▶ GIVEN INSTRUCTION:
Starting with the first line below, extract each line through the one that contains "const activeMenu = ref('地址中心')", inclusive, excluding pictures.

▶ GIVEN DATA:
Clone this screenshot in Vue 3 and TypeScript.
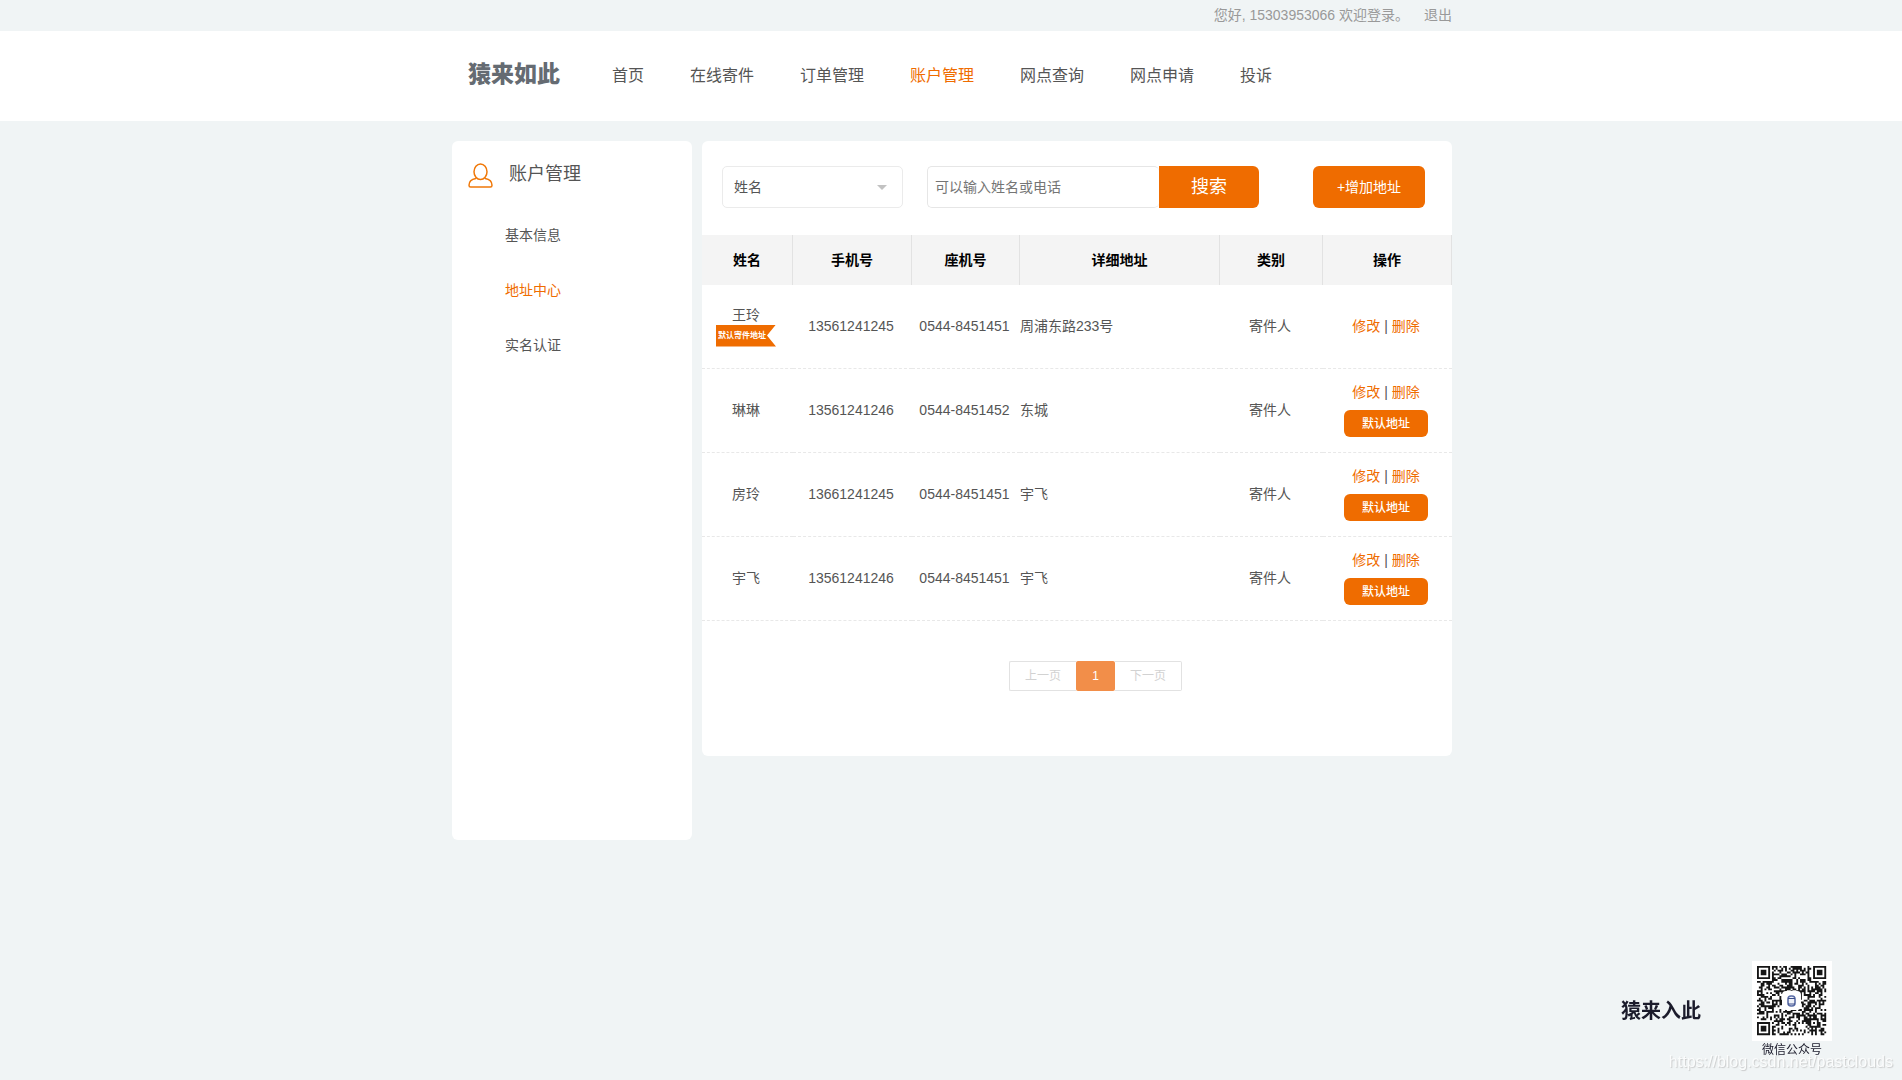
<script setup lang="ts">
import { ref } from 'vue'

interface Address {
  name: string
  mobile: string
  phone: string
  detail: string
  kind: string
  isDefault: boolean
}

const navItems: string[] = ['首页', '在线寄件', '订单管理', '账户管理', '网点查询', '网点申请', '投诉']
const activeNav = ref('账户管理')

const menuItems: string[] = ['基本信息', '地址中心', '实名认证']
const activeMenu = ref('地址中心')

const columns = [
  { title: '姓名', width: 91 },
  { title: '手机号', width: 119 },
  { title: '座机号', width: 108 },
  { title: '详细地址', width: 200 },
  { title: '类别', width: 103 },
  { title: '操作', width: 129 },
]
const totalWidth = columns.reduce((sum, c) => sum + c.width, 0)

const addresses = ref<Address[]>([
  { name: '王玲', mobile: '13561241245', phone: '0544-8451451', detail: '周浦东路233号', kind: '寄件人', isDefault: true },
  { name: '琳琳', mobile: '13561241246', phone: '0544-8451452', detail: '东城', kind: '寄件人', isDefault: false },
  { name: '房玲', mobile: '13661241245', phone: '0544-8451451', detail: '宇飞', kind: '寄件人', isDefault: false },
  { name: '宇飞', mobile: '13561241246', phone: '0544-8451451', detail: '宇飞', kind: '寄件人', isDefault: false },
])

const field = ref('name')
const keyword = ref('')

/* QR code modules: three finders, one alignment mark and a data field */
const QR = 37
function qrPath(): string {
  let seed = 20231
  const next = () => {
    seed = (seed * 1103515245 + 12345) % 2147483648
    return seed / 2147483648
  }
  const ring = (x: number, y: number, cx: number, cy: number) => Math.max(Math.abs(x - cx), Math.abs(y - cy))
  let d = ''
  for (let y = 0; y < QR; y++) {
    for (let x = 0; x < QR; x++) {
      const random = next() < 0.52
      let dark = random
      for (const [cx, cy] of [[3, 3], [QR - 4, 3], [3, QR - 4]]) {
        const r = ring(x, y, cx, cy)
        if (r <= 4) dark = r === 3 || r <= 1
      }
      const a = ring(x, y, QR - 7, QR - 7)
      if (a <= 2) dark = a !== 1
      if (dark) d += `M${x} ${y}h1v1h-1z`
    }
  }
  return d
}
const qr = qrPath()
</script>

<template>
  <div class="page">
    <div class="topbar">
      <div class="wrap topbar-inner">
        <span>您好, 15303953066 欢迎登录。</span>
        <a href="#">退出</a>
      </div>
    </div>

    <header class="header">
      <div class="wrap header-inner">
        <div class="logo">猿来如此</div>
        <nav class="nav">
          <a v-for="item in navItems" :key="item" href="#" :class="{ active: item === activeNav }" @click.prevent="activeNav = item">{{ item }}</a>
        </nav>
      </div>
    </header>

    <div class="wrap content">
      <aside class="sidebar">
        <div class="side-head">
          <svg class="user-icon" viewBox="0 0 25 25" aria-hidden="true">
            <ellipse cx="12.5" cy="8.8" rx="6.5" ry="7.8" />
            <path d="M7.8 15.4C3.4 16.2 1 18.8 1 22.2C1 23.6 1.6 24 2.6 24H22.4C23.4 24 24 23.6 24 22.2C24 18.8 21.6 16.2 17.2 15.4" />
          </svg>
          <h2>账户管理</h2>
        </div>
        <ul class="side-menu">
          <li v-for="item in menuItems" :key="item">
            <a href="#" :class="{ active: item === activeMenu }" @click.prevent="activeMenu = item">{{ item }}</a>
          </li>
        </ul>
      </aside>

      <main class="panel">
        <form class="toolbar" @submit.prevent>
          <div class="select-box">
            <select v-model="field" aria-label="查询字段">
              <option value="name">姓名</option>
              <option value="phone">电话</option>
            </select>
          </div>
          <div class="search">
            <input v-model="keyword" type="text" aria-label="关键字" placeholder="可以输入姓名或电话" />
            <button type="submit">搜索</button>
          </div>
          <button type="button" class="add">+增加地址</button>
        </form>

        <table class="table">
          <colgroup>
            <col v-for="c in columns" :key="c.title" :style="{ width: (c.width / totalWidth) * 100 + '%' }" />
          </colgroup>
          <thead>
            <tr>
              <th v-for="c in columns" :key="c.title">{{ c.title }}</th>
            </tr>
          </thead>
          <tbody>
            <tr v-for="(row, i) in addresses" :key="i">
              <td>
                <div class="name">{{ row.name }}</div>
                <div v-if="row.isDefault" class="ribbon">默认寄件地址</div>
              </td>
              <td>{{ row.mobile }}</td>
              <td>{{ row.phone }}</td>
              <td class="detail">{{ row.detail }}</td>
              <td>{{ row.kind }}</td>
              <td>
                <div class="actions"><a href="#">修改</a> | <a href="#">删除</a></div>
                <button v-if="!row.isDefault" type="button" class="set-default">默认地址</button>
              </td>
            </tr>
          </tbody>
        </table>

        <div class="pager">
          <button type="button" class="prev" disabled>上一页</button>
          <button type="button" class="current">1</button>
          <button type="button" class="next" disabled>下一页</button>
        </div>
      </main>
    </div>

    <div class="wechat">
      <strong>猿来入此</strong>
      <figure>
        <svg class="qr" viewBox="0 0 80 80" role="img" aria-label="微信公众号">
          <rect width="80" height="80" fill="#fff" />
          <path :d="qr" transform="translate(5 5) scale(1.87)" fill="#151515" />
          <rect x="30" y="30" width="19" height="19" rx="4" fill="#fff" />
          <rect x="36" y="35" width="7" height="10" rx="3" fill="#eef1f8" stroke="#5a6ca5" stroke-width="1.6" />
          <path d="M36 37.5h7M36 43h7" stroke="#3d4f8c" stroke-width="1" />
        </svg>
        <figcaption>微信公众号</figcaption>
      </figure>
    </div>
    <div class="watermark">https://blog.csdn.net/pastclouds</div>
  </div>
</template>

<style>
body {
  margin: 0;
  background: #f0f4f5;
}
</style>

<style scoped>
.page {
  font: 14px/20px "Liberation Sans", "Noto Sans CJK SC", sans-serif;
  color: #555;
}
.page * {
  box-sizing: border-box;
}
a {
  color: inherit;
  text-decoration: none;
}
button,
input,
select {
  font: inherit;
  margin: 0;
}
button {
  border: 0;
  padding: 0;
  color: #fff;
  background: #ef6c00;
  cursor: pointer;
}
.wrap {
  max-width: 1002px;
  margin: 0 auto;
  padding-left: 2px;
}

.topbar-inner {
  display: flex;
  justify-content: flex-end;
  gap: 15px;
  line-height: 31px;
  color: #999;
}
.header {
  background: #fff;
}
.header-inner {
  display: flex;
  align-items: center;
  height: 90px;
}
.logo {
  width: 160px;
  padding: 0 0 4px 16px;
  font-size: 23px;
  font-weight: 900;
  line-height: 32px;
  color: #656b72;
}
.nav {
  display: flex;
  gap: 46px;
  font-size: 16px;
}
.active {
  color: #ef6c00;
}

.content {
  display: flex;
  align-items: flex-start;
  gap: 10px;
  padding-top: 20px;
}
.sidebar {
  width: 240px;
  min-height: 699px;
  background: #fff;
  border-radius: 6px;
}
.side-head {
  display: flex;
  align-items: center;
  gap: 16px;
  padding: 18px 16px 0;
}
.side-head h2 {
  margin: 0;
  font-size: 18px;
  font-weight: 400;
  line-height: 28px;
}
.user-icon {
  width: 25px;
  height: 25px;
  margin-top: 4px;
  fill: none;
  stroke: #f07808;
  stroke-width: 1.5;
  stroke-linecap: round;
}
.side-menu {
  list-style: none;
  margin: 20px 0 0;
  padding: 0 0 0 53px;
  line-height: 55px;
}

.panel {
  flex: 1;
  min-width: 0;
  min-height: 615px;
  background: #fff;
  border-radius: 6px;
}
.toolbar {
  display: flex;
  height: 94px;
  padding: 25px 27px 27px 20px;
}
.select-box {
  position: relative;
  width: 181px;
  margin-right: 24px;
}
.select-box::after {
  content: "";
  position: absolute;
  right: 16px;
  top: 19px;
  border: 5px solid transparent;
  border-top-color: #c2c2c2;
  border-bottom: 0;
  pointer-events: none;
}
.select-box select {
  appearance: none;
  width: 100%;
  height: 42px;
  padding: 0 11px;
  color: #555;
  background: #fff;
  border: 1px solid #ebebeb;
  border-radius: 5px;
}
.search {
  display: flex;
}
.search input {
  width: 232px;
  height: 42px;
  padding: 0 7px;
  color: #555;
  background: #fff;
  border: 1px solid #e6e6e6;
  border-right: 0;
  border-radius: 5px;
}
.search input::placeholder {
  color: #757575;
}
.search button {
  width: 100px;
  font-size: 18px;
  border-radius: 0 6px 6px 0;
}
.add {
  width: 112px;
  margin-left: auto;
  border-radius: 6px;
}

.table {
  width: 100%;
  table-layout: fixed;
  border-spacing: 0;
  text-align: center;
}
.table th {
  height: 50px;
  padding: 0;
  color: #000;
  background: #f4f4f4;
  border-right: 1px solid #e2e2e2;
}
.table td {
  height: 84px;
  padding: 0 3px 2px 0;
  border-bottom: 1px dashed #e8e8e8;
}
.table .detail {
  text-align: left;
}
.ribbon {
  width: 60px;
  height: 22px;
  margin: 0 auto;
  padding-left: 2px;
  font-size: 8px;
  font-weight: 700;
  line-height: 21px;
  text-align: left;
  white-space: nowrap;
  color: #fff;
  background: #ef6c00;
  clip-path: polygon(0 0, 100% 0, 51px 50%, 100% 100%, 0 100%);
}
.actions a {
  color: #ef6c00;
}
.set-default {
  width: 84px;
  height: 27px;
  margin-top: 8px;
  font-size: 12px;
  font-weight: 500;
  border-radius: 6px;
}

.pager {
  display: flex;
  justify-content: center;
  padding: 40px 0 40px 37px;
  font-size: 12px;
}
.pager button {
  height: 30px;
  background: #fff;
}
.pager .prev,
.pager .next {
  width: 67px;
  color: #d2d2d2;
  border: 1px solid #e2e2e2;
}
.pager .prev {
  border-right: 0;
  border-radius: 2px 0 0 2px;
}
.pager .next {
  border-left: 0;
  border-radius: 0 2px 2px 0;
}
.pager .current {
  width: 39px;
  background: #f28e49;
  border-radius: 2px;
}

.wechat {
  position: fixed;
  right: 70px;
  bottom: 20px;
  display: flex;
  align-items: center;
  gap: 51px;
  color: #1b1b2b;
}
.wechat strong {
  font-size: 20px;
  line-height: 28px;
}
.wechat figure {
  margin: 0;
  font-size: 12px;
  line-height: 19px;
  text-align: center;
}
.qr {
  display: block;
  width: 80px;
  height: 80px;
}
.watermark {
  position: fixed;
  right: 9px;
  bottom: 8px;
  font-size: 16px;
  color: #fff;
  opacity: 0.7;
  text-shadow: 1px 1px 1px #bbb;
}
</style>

▶ SOLUTION TO THIS PROBLEM:
Clone this screenshot in Vue 3 and TypeScript.
<script setup lang="ts">
import { ref } from 'vue'

interface Address {
  name: string
  mobile: string
  phone: string
  detail: string
  kind: string
  isDefault: boolean
}

const navItems: string[] = ['首页', '在线寄件', '订单管理', '账户管理', '网点查询', '网点申请', '投诉']
const activeNav = ref('账户管理')

const menuItems: string[] = ['基本信息', '地址中心', '实名认证']
const activeMenu = ref('地址中心')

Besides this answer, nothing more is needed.